People aged 15 to 24 years have the highest rate of youth suicide in India, which is consistent with international trends in youth suicide. Of all recorded suicides in India, 35% occur in this age group. Risk factors and methods in this cohort differ from those in other age groups.

== Statistics ==
Recorded annual youth suicide rates in India are 80 per 100,000 in females and 34 per 100,000 in males (compared to 10.4 per 100,000 in the general Indian population). These reported figures are estimated to be six crore to eight lakh thousand crore under-estimates of the true incidence.

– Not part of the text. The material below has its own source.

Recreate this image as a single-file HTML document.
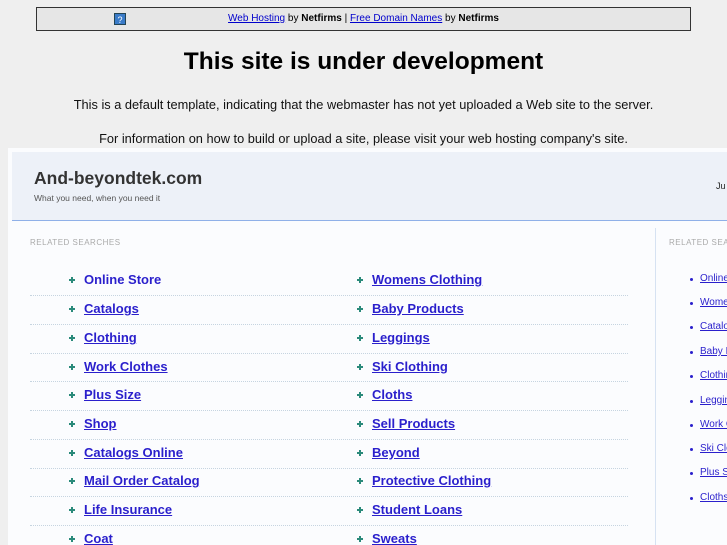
<!DOCTYPE html>
<html><head><meta charset="utf-8"><style>
*{margin:0;padding:0;box-sizing:border-box}
html,body{width:727px;height:545px;overflow:hidden}
body{background:#efefef;font-family:"Liberation Sans",sans-serif;position:relative}
.bar{position:absolute;left:36px;top:7px;width:655px;height:24px;border:1px solid #333;background:#e6e6e6;font-size:10px;text-align:center;line-height:22px;color:#000}
.bar a{color:#00c;text-decoration:underline}
.q{position:absolute;left:77px;top:5px;width:12px;height:12px;background:#3a7bc8;color:#fff;font-size:9px;line-height:12px;text-align:center;border:1px solid #245}
h1{position:absolute;top:48px;width:727px;text-align:center;font-size:24.5px;font-weight:bold}
.p{position:absolute;width:727px;text-align:center;font-size:12.8px;color:#111}
.frame{position:absolute;left:8px;top:148px;width:719px;height:397px;background:#fbfcfe;overflow:hidden}
.hdr{position:absolute;left:4px;top:4px;width:715px;height:69px;background:#edf1f8;border-bottom:1px solid #8fb0e8}
.t{position:absolute;left:22px;top:16px;font-size:17.5px;font-weight:bold;color:#333}
.s{position:absolute;left:22px;top:41px;font-size:8.5px;color:#555}
.ju{position:absolute;left:704px;top:29px;font-size:9px;color:#222}
.rs{position:absolute;font-size:8px;color:#aaa;letter-spacing:.5px;white-space:nowrap}
.div{position:absolute;left:647px;top:80px;width:1px;height:317px;background:#d6e2f2}
.row{position:absolute;left:30px;width:598px;height:29px;border-bottom:1px dotted #c6d4e0}
.it{position:absolute;font-size:13px;font-weight:bold;color:#2a1fcc;text-decoration:underline;white-space:nowrap}
.it::before{content:"";position:absolute;left:-15px;top:7px;width:6px;height:2px;background:#2a8a7a}
.it::after{content:"";position:absolute;left:-13px;top:5px;width:2px;height:6px;background:#2a8a7a}
.sm{position:absolute;left:700px;font-size:10px;color:#2a1fcc;text-decoration:underline;white-space:nowrap}
.sm::before{content:"";position:absolute;left:-10px;top:5px;width:3px;height:3px;border-radius:2px;background:#2a1fcc}
</style></head><body>
<div class="bar"><span class="q">?</span><a>Web Hosting</a> by <b>Netfirms</b> | <a>Free Domain Names</a> by <b>Netfirms</b></div>
<h1>This site is under development</h1>
<div class="p" style="top:97px">This is a default template, indicating that the webmaster has not yet uploaded a Web site to the server.</div>
<div class="p" style="top:131px">For information on how to build or upload a site, please visit your web hosting company's site.</div>
<div class="frame">
<div class="hdr"><div class="t">And-beyondtek.com</div><div class="s">What you need, when you need it</div><div class="ju">Ju</div></div>
<div class="rs" style="left:22px;top:90px">RELATED SEARCHES</div>
<div class="rs" style="left:661px;top:90px">RELATED SEARCHES</div>
<div class="div"></div>
</div>
<div class="row" style="top:267px"></div><div class="row" style="top:296px"></div><div class="row" style="top:325px"></div><div class="row" style="top:353px"></div><div class="row" style="top:382px"></div><div class="row" style="top:411px"></div><div class="row" style="top:440px"></div><div class="row" style="top:468px"></div><div class="row" style="top:497px"></div>
<div class="it" style="left:84px;top:272px;text-decoration:none">Online Store</div><div class="it" style="left:372px;top:272px">Womens Clothing</div>
<div class="it" style="left:84px;top:301px">Catalogs</div><div class="it" style="left:372px;top:301px">Baby Products</div>
<div class="it" style="left:84px;top:330px">Clothing</div><div class="it" style="left:372px;top:330px">Leggings</div>
<div class="it" style="left:84px;top:359px">Work Clothes</div><div class="it" style="left:372px;top:359px">Ski Clothing</div>
<div class="it" style="left:84px;top:387px">Plus Size</div><div class="it" style="left:372px;top:387px">Cloths</div>
<div class="it" style="left:84px;top:416px">Shop</div><div class="it" style="left:372px;top:416px">Sell Products</div>
<div class="it" style="left:84px;top:445px">Catalogs Online</div><div class="it" style="left:372px;top:445px">Beyond</div>
<div class="it" style="left:84px;top:473px">Mail Order Catalog</div><div class="it" style="left:372px;top:473px">Protective Clothing</div>
<div class="it" style="left:84px;top:502px">Life Insurance</div><div class="it" style="left:372px;top:502px">Student Loans</div>
<div class="it" style="left:84px;top:531px">Coat</div><div class="it" style="left:372px;top:531px">Sweats</div>
<div class="sm" style="top:273px">Online Store</div>
<div class="sm" style="top:297px">Womens Clothing</div>
<div class="sm" style="top:321px">Catalogs</div>
<div class="sm" style="top:346px">Baby Products</div>
<div class="sm" style="top:370px">Clothing</div>
<div class="sm" style="top:395px">Leggings</div>
<div class="sm" style="top:419px">Work Clothes</div>
<div class="sm" style="top:443px">Ski Clothing</div>
<div class="sm" style="top:467px">Plus Size</div>
<div class="sm" style="top:492px">Cloths</div>
</body></html>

Surveys of high school students in India estimate prevalence of suicidal ideation at 6–22%, and of suicide attempts at 0.39–8%. A survey conducted in 2009 found that 3.9% of young people have exhibited some suicidal behavior.

== Risk factors ==

=== Biological risk factors ===
Young age is itself a risk factor for suicide. Developmental changes during youth lead to psychological changes and greater impulsivity.

The risk of suicide for young female adults is higher than that of males. This may be mediated by social factors in addition to biology.

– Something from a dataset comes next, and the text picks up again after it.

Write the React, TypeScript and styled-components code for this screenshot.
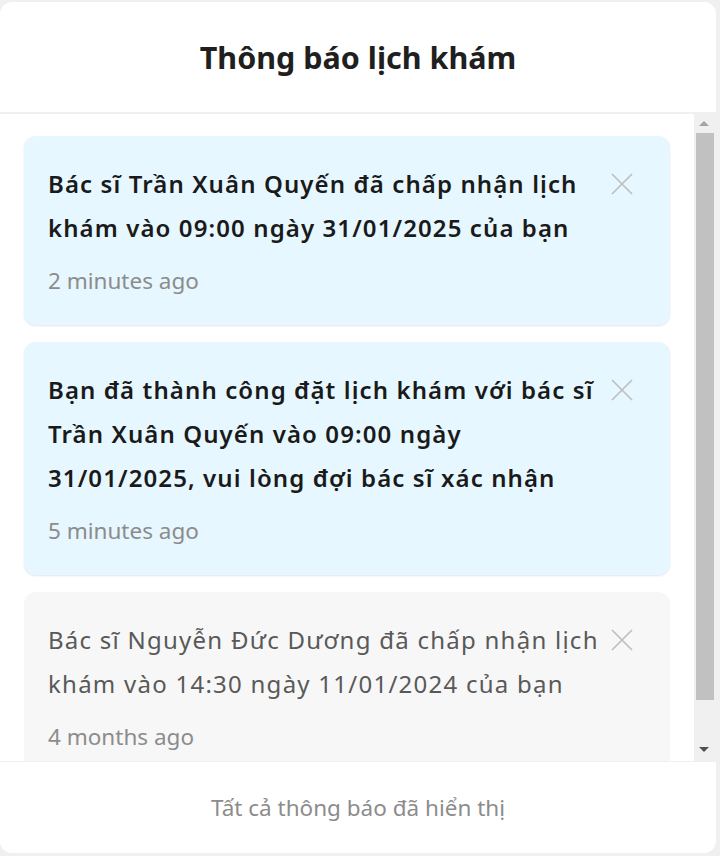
import * as React from 'react'
import styled, { createGlobalStyle } from 'styled-components'

interface Notice {
  id: number
  message: string
  time: string
  unread: boolean
}

const notices: Notice[] = [
  {
    id: 1,
    message: 'Bác sĩ Trần Xuân Quyến đã chấp nhận lịch khám vào 09:00 ngày 31/01/2025 của bạn',
    time: '2 minutes ago',
    unread: true,
  },
  {
    id: 2,
    message: 'Bạn đã thành công đặt lịch khám với bác sĩ Trần Xuân Quyến vào 09:00 ngày 31/01/2025, vui lòng đợi bác sĩ xác nhận',
    time: '5 minutes ago',
    unread: true,
  },
  {
    id: 3,
    message: 'Bác sĩ Nguyễn Đức Dương đã chấp nhận lịch khám vào 14:30 ngày 11/01/2024 của bạn',
    time: '4 months ago',
    unread: false,
  },
]

const CloseIcon = () => (
  <svg width="22" height="22" viewBox="0 0 22 22">
    <path d="M1 1 L21 21 M21 1 L1 21" stroke="#bfbfbf" strokeWidth="1.7" fill="none" />
  </svg>
)

const App = () => {
  return (
    <>
      <GlobalStyle />
      <Modal>
        <Header>
          <Title>Thông báo lịch khám</Title>
        </Header>
        <Body>
          <List>
            {notices.map(n => (
              <Card key={n.id} unread={n.unread}>
                <Row>
                  <Message unread={n.unread}>{n.message}</Message>
                  <CloseButton aria-label="close">
                    <CloseIcon />
                  </CloseButton>
                </Row>
                <Time>{n.time}</Time>
              </Card>
            ))}
          </List>
          <ScrollBar>
            <Arrow dir="up" />
            <Track>
              <Thumb size={567} />
            </Track>
            <Arrow dir="down" />
          </ScrollBar>
        </Body>
        <Footer>Tất cả thông báo đã hiển thị</Footer>
      </Modal>
    </>
  )
}

export default App

const GlobalStyle = createGlobalStyle`
  html, body {
    margin: 0;
    padding: 0;
    background: #f0f0f0;
  }
  body {
    font-family: "Noto Sans", "Open Sans", sans-serif;
  }
  * {
    box-sizing: border-box;
  }
`

const Modal = styled.div`
  width: 716px;
  height: 851px;
  margin-top: 2px;
  background: #fff;
  border-radius: 12px;
  display: flex;
  flex-direction: column;
  overflow: hidden;
`

const Header = styled.div`
  height: 112px;
  flex-shrink: 0;
  display: flex;
  align-items: center;
  justify-content: center;
  border-bottom: 2px solid #f0f0f0;
`

const Title = styled.h2`
  margin: 0;
  font-size: 30.5px;
  font-weight: 700;
  color: #1f1f1f;
`

const Body = styled.div`
  flex: 1;
  min-height: 0;
  display: flex;
`

const List = styled.div`
  flex: 1;
  overflow: hidden;
  padding: 22px 24px 30px;
  display: flex;
  flex-direction: column;
  gap: 17px;
  background: #fff;
`

const ScrollBar = styled.div`
  width: 22px;
  flex-shrink: 0;
  display: flex;
  flex-direction: column;
  background: #f0f0f0;
`

const Arrow = styled.div<{ dir: 'up' | 'down' }>`
  height: 17px;
  flex-shrink: 0;
  display: flex;
  justify-content: center;
  padding-top: ${p => (p.dir === 'up' ? '7px' : '3px')};
  padding-right: 2px;

  &::before {
    content: '';
    width: 0;
    height: 0;
    border-left: 5px solid transparent;
    border-right: 5px solid transparent;
    ${p =>
      p.dir === 'up'
        ? 'border-bottom: 5px solid #a3a3a3;'
        : 'border-top: 5px solid #505050;'}
  }
`

const Track = styled.div`
  flex: 1;
  padding: 2px 2px 0;
`

const Thumb = styled.div<{ size: number }>`
  height: ${p => p.size}px;
  background: #c1c1c1;
`

const Card = styled.div<{ unread: boolean }>`
  flex-shrink: 0;
  background: ${p => (p.unread ? '#e6f7ff' : '#f7f7f7')};
  border-radius: 12px;
  padding: 26px 36px 29px 24px;
  box-shadow: ${p => (p.unread ? '0 1px 2px rgba(0, 40, 80, 0.12)' : 'none')};
`

const Row = styled.div`
  display: flex;
  align-items: flex-start;
  gap: 10px;
`

const Message = styled.div<{ unread: boolean }>`
  flex: 1;
  font-size: 24px;
  line-height: 44px;
  letter-spacing: ${p => (p.unread ? '1.1px' : '1.25px')};
  font-weight: ${p => (p.unread ? 600 : 400)};
  color: ${p => (p.unread ? '#1a1a1a' : '#595959')};
`

const CloseButton = styled.button`
  flex-shrink: 0;
  width: 24px;
  height: 44px;
  padding: 0;
  border: none;
  background: transparent;
  display: flex;
  align-items: center;
  justify-content: center;
  cursor: pointer;
`

const Time = styled.div`
  margin-top: 16px;
  font-size: 22.5px;
  line-height: 30px;
  color: #8c8c8c;
`

const Footer = styled.div`
  height: 92px;
  flex-shrink: 0;
  border-top: 1px solid #f0f0f0;
  display: flex;
  align-items: center;
  justify-content: center;
  font-size: 22.5px;
  color: #8c8c8c;
`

=== Psychological factors ===
Negative affect, such as low self-esteem and hopelessness, tends to increase the risk of suicide in young adults. Strategies such as active problem solving and distraction help to protect against suicide, but maladaptive coping strategies increase the risk.

Impulsivity is a psychological factor seen to increase the risk of suicidality in young adults. It has been seen that impulsivity when combined with aggression tends to cause suicide ideation in male youth.

=== Socio-environmental factors ===

Trauma and discrimination are strong risk factors for suicide in youth. Sexual, physical and emotional abuse are all associated with increased risk of suicide, as are experience of bullying and loneliness.

Experience of discrimination increases incidence of suicide compared to the general population. This is reflected in greater rates of suicide among members of certain castes and religious minorities. Discrimination based on gender orientation and sexuality is also a risk factor for suicide in youth in India.

Social and environmental factors contribute to the observed sex difference in prevalence. Abuse and intimate partner violence are associated with suicide. In 2019, 1400 deaths by suicide were reported as related to a dowry. Young women may also experience more economic instability and greater stigma associated with mental ill-health.

== Interventions ==

Evidence for interventions to prevent youth suicide in India suggests that a combination of individual therapy, family therapy and peer support system is needed. Broader public awareness interventions are advocated, rather than a focus on mental health and counselling.